The legal effect when force majeure clause in a contract is triggered is to relieve one or both parties from fulfilling their obligations under the contract.

The concept is more of a civil law origin but lately it’s used widely in contracts worldwide. In practice, most force majeure clauses do not excuse a party's non-performance entirely, but only suspend it for the duration of the force majeure.  

A frustrated contract is a contract that, subsequent to its formation, and without the fault of either party, is incapable of being performed due to an unforeseen event, resulting in the obligations under the contract being radically different from those contemplated by the parties to the contract.

Under Common Law, the legal consequence of a contract which is found to have been frustrated is that the contract is automatically terminated at the point of frustration.

The contract is not void ab initio i.e. from the beginning but only future obligations are discharged.

In the English case of Taylor v Caldwell two parties contracted on the hire of a music hall for the performance of concerts. Subsequent to contracting, but prior to the dates of hire, the music hall burned down.

It was held the contract was impossible to perform.
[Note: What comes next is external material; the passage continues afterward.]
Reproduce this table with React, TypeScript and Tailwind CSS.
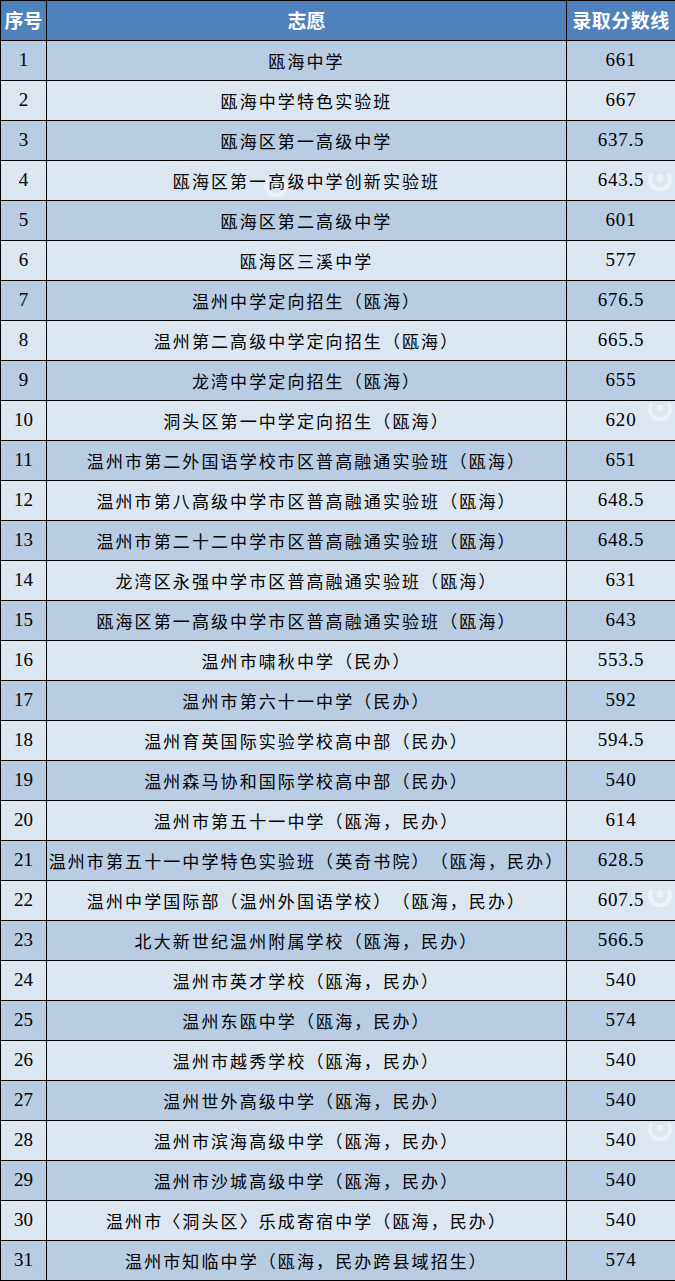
const rows: [string, string][] = [
  ['瓯海中学', '661'],
  ['瓯海中学特色实验班', '667'],
  ['瓯海区第一高级中学', '637.5'],
  ['瓯海区第一高级中学创新实验班', '643.5'],
  ['瓯海区第二高级中学', '601'],
  ['瓯海区三溪中学', '577'],
  ['温州中学定向招生（瓯海）', '676.5'],
  ['温州第二高级中学定向招生（瓯海）', '665.5'],
  ['龙湾中学定向招生（瓯海）', '655'],
  ['洞头区第一中学定向招生（瓯海）', '620'],
  ['温州市第二外国语学校市区普高融通实验班（瓯海）', '651'],
  ['温州市第八高级中学市区普高融通实验班（瓯海）', '648.5'],
  ['温州市第二十二中学市区普高融通实验班（瓯海）', '648.5'],
  ['龙湾区永强中学市区普高融通实验班（瓯海）', '631'],
  ['瓯海区第一高级中学市区普高融通实验班（瓯海）', '643'],
  ['温州市啸秋中学（民办）', '553.5'],
  ['温州市第六十一中学（民办）', '592'],
  ['温州育英国际实验学校高中部（民办）', '594.5'],
  ['温州森马协和国际学校高中部（民办）', '540'],
  ['温州市第五十一中学（瓯海，民办）', '614'],
  ['温州市第五十一中学特色实验班（英奇书院）（瓯海，民办）', '628.5'],
  ['温州中学国际部（温州外国语学校）（瓯海，民办）', '607.5'],
  ['北大新世纪温州附属学校（瓯海，民办）', '566.5'],
  ['温州市英才学校（瓯海，民办）', '540'],
  ['温州东瓯中学（瓯海，民办）', '574'],
  ['温州市越秀学校（瓯海，民办）', '540'],
  ['温州世外高级中学（瓯海，民办）', '540'],
  ['温州市滨海高级中学（瓯海，民办）', '540'],
  ['温州市沙城高级中学（瓯海，民办）', '540'],
  ['温州市〈洞头区〉乐成寄宿中学（瓯海，民办）', '540'],
  ['温州市知临中学（瓯海，民办跨县域招生）', '574'],
];

const cjk = "font-['Noto_Sans_CJK_SC',sans-serif]";
const num = "font-['Liberation_Serif','Noto_Sans_CJK_SC',serif]";

// faint round logo of the watermark, lying over the table
function Logo({ className }: { className: string }) {
  return (
    <svg className={`pointer-events-none absolute ${className}`} width="28" height="28" viewBox="0 0 28 28">
      <path d="M5 9 A10 10 0 1 0 23 9" fill="none" stroke="rgba(255,255,255,0.45)" strokeWidth="4" strokeLinecap="round" />
      <circle cx="14" cy="12" r="3.5" fill="rgba(255,255,255,0.45)" />
    </svg>
  );
}

export default function App() {
  return (
    <div className="relative w-[675px] overflow-hidden bg-[#dce6f1]">
      <div className="grid grid-cols-[46px_520px_1fr] border-t border-l border-black text-black">
        <div className={`flex h-10 items-center justify-center border-r border-b border-black bg-[#4f81bd] text-[19px] font-bold text-white ${cjk}`}>
          序号
        </div>
        <div className={`flex h-10 items-center justify-center border-r border-b border-black bg-[#4f81bd] text-[19px] font-bold text-white ${cjk}`}>
          志愿
        </div>
        <div className={`flex h-10 items-center justify-center border-b border-black bg-[#4f81bd] text-[19px] font-bold tracking-[0.5px] text-white ${cjk}`}>
          录取分数线
        </div>
        {rows.map(([name, score], i) => {
          const bg = i % 2 === 0 ? 'bg-[#b8cce4]' : 'bg-[#dce6f1]';
          return (
            <div key={i} className="contents">
              <div className={`flex h-10 items-center justify-center border-r border-b border-black text-[19px] ${num} ${bg}`}>
                {i + 1}
              </div>
              <div className={`flex h-10 items-center justify-center whitespace-nowrap border-r border-b border-black text-[17px] tracking-[2.1px] [text-spacing-trim:space-all] [font-feature-settings:'halt'_0] ${cjk} ${bg}`}>
                {name}
              </div>
              <div className={`flex h-10 items-center justify-center border-b border-black text-[19px] tracking-[0.8px] ${num} ${bg}`}>
                {score}
              </div>
            </div>
          );
        })}
      </div>
      <Logo className="left-[262px] top-[172px]" />
      <Logo className="left-[646px] top-[166px]" />
      <Logo className="left-[646px] top-[396px]" />
      <Logo className="left-[646px] top-[882px]" />
      <Logo className="left-[646px] top-[1116px]" />
    </div>
  );
}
In the words of Lord Blackburn "where a contract becomes impossible to perform and neither party is at fault, both parties may be excused of their obligations".

A thin line, however, separates these terminologies and from the definitions could be used interchangeably depending on the region the contracting parties reside.
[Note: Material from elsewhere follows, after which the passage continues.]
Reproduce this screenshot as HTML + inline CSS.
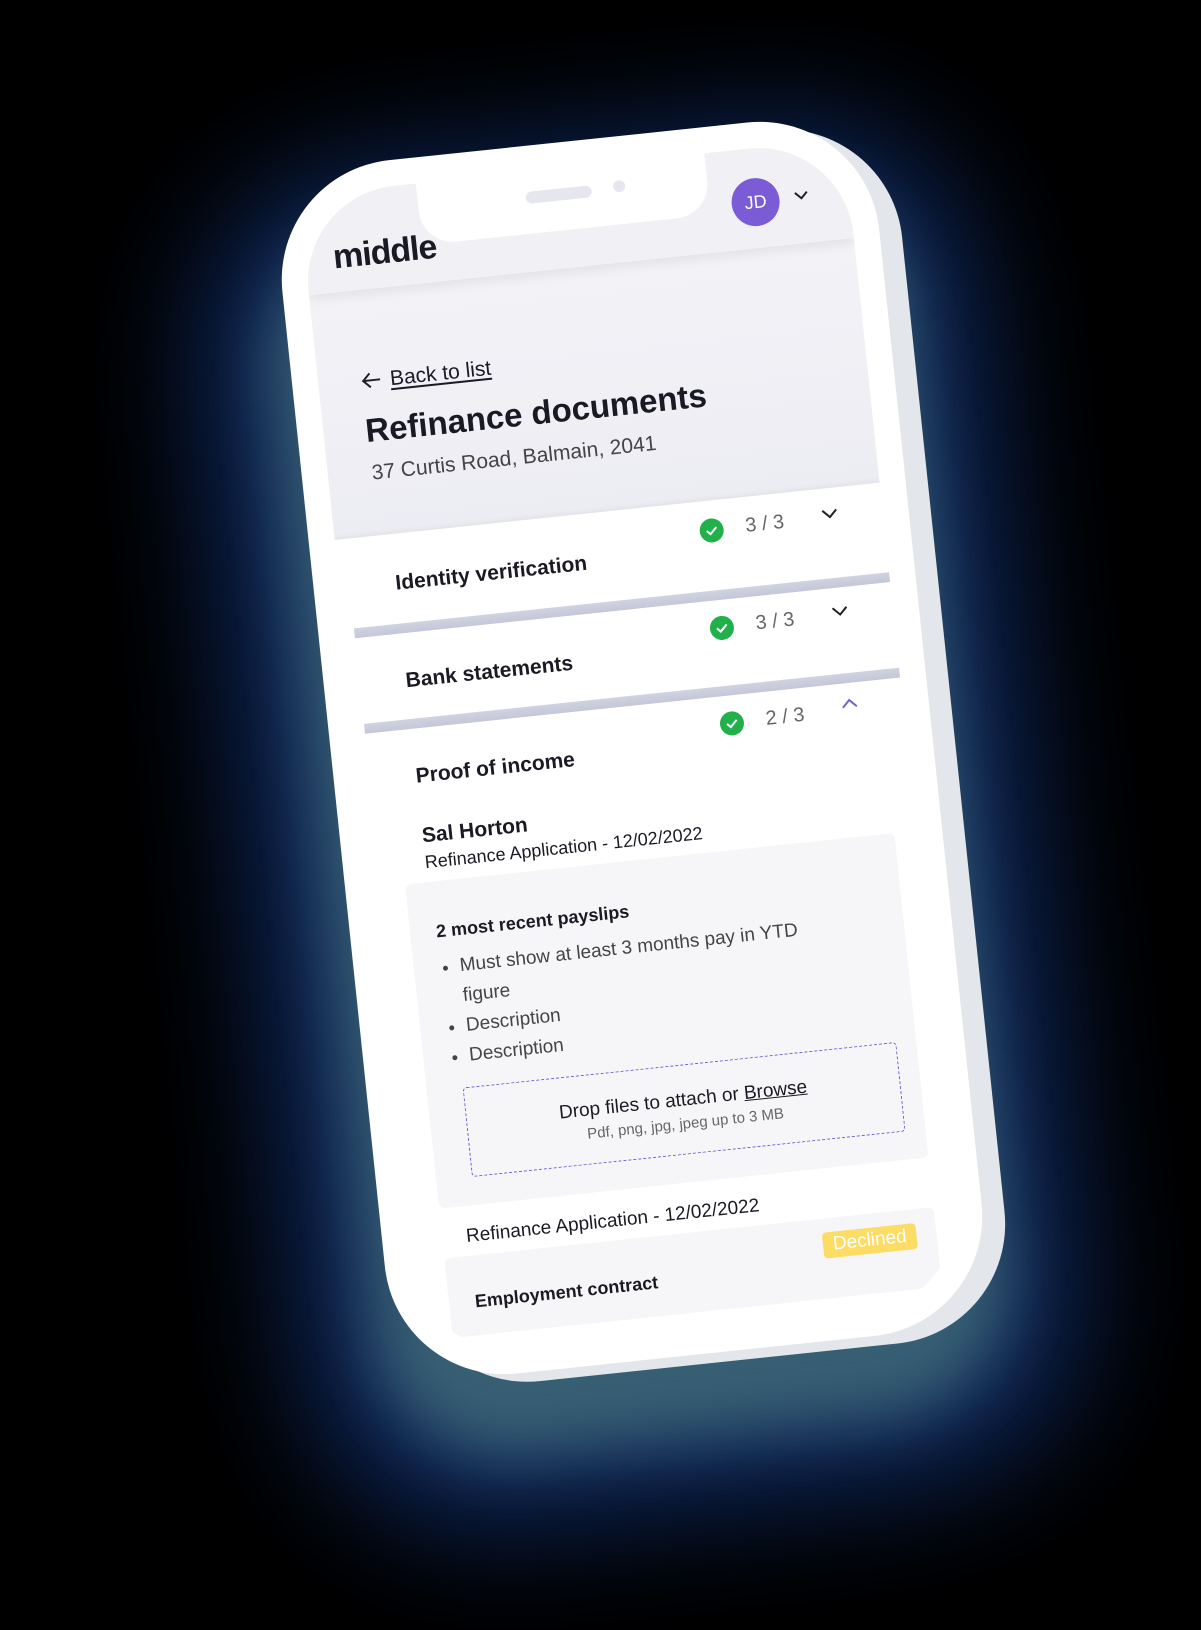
<!DOCTYPE html>
<html><head><meta charset="utf-8">
<style>
html,body{margin:0;padding:0;}
body{width:1201px;height:1630px;background:#000;position:relative;overflow:hidden;font-family:"Liberation Sans",sans-serif;color:#1a1a24;}
.glow{position:absolute;left:320px;top:200px;width:640px;height:1240px;background:#3a6275;border-radius:140px;transform:rotate(-6deg);filter:blur(30px);opacity:.95;}
.glow2{position:absolute;left:250px;top:140px;width:780px;height:1370px;background:#12306e;border-radius:180px;transform:rotate(-6deg);filter:blur(60px);opacity:.85;}
.wrap{position:absolute;left:332px;top:138px;width:600px;height:1220px;transform:rotate(-6deg);}
.side{position:absolute;left:22px;top:10px;width:600px;height:1220px;border-radius:120px;background:#e3e6ea;}
.phone{position:absolute;left:0;top:0;width:600px;height:1220px;border-radius:120px;background:#fff;overflow:hidden;}
.screen{position:absolute;left:26px;top:26px;right:26px;bottom:26px;border-radius:96px;overflow:hidden;background:#fff;}
.hdr{position:absolute;left:0;top:0;right:0;height:100px;background:#f1f1f5;box-shadow:0 6px 10px rgba(0,0,0,.06);}
.notch{position:absolute;left:118px;top:-2px;width:290px;height:64px;background:#fff;border-radius:0 0 34px 34px;}
.spk{position:absolute;left:108px;top:22px;width:66px;height:12px;border-radius:6px;background:#e5e6ee;}
.cam{position:absolute;left:196px;top:20px;width:12px;height:12px;border-radius:6px;background:#e5e6ee;}
.logo{position:absolute;left:28px;top:46px;font-size:34px;font-weight:bold;letter-spacing:-1px;color:#1a1a24;}
.av{position:absolute;left:430px;top:30px;width:48px;height:48px;border-radius:24px;background:#7b5bd6;color:#fff;font-size:18px;text-align:center;line-height:48px;}
.gray{position:absolute;left:0;top:100px;right:0;height:254px;background:linear-gradient(#f3f3f7,#ececf3);}
.back{position:absolute;left:42px;top:180px;font-size:21px;}
.back u{text-underline-offset:3px;}
.title{position:absolute;left:42px;top:222px;font-size:33px;font-weight:bold;}
.addr{position:absolute;left:44px;top:272px;font-size:21px;color:#444;}
.row{position:absolute;left:0;right:0;background:#fff;}
.row .t{position:absolute;left:56px;font-size:21px;font-weight:bold;}
.sep{position:absolute;left:10px;right:-10px;height:10px;background:linear-gradient(#d0d3e0,#c3c7d8);}
.chk{position:absolute;width:24px;height:24px;border-radius:12px;background:#22b04b;}
.cnt{position:absolute;font-size:20px;color:#666;}
.card{position:absolute;left:34px;right:22px;background:#f6f6f8;border-radius:6px;}
.drop{position:absolute;left:36px;right:20px;top:208px;height:88px;border:1.5px dashed #7b5bd6;border-radius:4px;text-align:center;}
.badge{position:absolute;right:20px;top:14px;background:#fddc66;color:#fff;font-size:19px;padding:2px 10px;border-radius:4px;}
ul{margin:0;padding-left:20px;}
</style></head><body>
<div class="glow2"></div>
<div class="glow"></div>
<div class="wrap">
 <div class="side"></div>
 <div class="phone">
  <div class="screen">
   <div class="gray"></div>
   <div class="hdr">
    <div class="notch"><div class="spk"></div><div class="cam"></div></div>
    <div class="logo">middle</div>
    <div class="av">JD</div>
    <svg style="position:absolute;left:492px;top:46px" width="16" height="12" viewBox="0 0 16 12"><path d="M2 3l6 6 6-6" fill="none" stroke="#222" stroke-width="2"/></svg>
   </div>
   <div class="back"><svg width="22" height="18" viewBox="0 0 22 18" style="vertical-align:-2px;margin-right:8px"><path d="M20 9H3M10 2L3 9l7 7" fill="none" stroke="#222" stroke-width="2"/></svg><u>Back to list</u></div>
   <div class="title">Refinance documents</div>
   <div class="addr">37 Curtis Road, Balmain, 2041</div>

   <div class="row" style="top:346px;height:90px;box-shadow:0 -2px 6px rgba(0,0,0,.05)">
     <div class="t" style="top:38px">Identity verification</div>
     <div class="chk" style="left:364px;top:18px"><svg width="24" height="24"><path d="M7 12l3.5 3.5L17 9" fill="none" stroke="#fff" stroke-width="2"/></svg></div>
     <div class="cnt" style="left:410px;top:18px">3 / 3</div>
     <svg style="position:absolute;left:486px;top:20px" width="18" height="12"><path d="M2 2l7 7 7-7" fill="none" stroke="#222" stroke-width="2"/></svg>
   </div>
   <div class="sep" style="top:436px"></div>
   <div class="row" style="top:446px;height:86px">
     <div class="t" style="top:36px">Bank statements</div>
     <div class="chk" style="left:364px;top:16px"><svg width="24" height="24"><path d="M7 12l3.5 3.5L17 9" fill="none" stroke="#fff" stroke-width="2"/></svg></div>
     <div class="cnt" style="left:410px;top:16px">3 / 3</div>
     <svg style="position:absolute;left:486px;top:18px" width="18" height="12"><path d="M2 2l7 7 7-7" fill="none" stroke="#222" stroke-width="2"/></svg>
   </div>
   <div class="sep" style="top:532px"></div>
   <div class="row" style="top:542px;bottom:0">
     <div class="t" style="top:36px">Proof of income</div>
     <div class="chk" style="left:364px;top:16px"><svg width="24" height="24"><path d="M7 12l3.5 3.5L17 9" fill="none" stroke="#fff" stroke-width="2"/></svg></div>
     <div class="cnt" style="left:410px;top:16px">2 / 3</div>
     <svg style="position:absolute;left:486px;top:14px" width="18" height="12"><path d="M2 10l7-7 7 7" fill="none" stroke="#7b5bd6" stroke-width="2"/></svg>
     <div style="position:absolute;left:56px;top:96px;font-size:21px;font-weight:bold">Sal Horton</div>
     <div style="position:absolute;left:56px;top:124px;font-size:18px">Refinance Application - 12/02/2022</div>
     <div class="card" style="top:154px;height:326px">
       <div style="position:absolute;left:26px;top:40px;font-size:18px;font-weight:bold">2 most recent payslips</div>
       <div style="position:absolute;left:26px;top:72px;width:400px;font-size:19px;color:#444;line-height:30px">
        <ul><li>Must show at least 3 months pay in YTD figure</li><li>Description</li><li>Description</li></ul>
       </div>
       <div class="drop">
         <div style="margin-top:24px;font-size:19px">Drop files to attach or <u>Browse</u></div>
         <div style="font-size:15px;color:#666;margin-top:4px">Pdf, png, jpg, jpeg up to 3 MB</div>
       </div>
     </div>
     <div style="position:absolute;left:58px;top:500px;font-size:19px">Refinance Application - 12/02/2022</div>
     <div class="card" style="top:530px;height:80px">
       <div style="position:absolute;left:26px;top:36px;font-size:18px;font-weight:bold">Employment contract</div>
       <div class="badge">Declined</div>
     </div>
   </div>
  </div>
 </div>
</div>
</body></html>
Force majeure for example, when used in common law jurisdiction, could be treated as the doctrine of frustration of contract. 

The main difference among the three terminologies is that events leading to force majeure and frustration may be caused by natural acts referred to as an act of God.

Further, the act of God and the doctrine of frustration are principles developed out of the common law and may be invoked even when the parties have not made provision for it in the agreement.

In the case of force majeure clause, it originated as a concept of civil law jurisdictions. To invoke it, the parties must expressly make provision for it and define it in the contract.  

Another difference is that a finding of frustration automatically results in the discharge of all parties from their obligations in the contract while force majeure offers the flexibility for parties to fashion the responses as they see fit.

With respect to COVID-19, in the aftermath of the lockdown, many suppliers would not be able to perform their contractual obligations or may seriously delay in so doing. Thus, they may argue that they should not be held liable for their contractual non- performance.

On the other hand companies may also not be able to honour their customer’s agreements. Under such scenarios, the force majeure clause would be a determining factor to understand the implications of these events.

For individuals and businesses that wish to rely on frustration, the main hurdle to overcome would be the ability to demonstrate that the changes to the nature of contractual obligations are permanent, and not just temporary or transient.

Most effects of the COVID-19 such as illness, quarantine, travel restrictions, shuttering of businesses and schools, or working from home, seem temporary.

However, if time is of the essence for the performance of a fundamental term in a contract, and such performance is utterly prevented by the pandemic, the parties may have a case.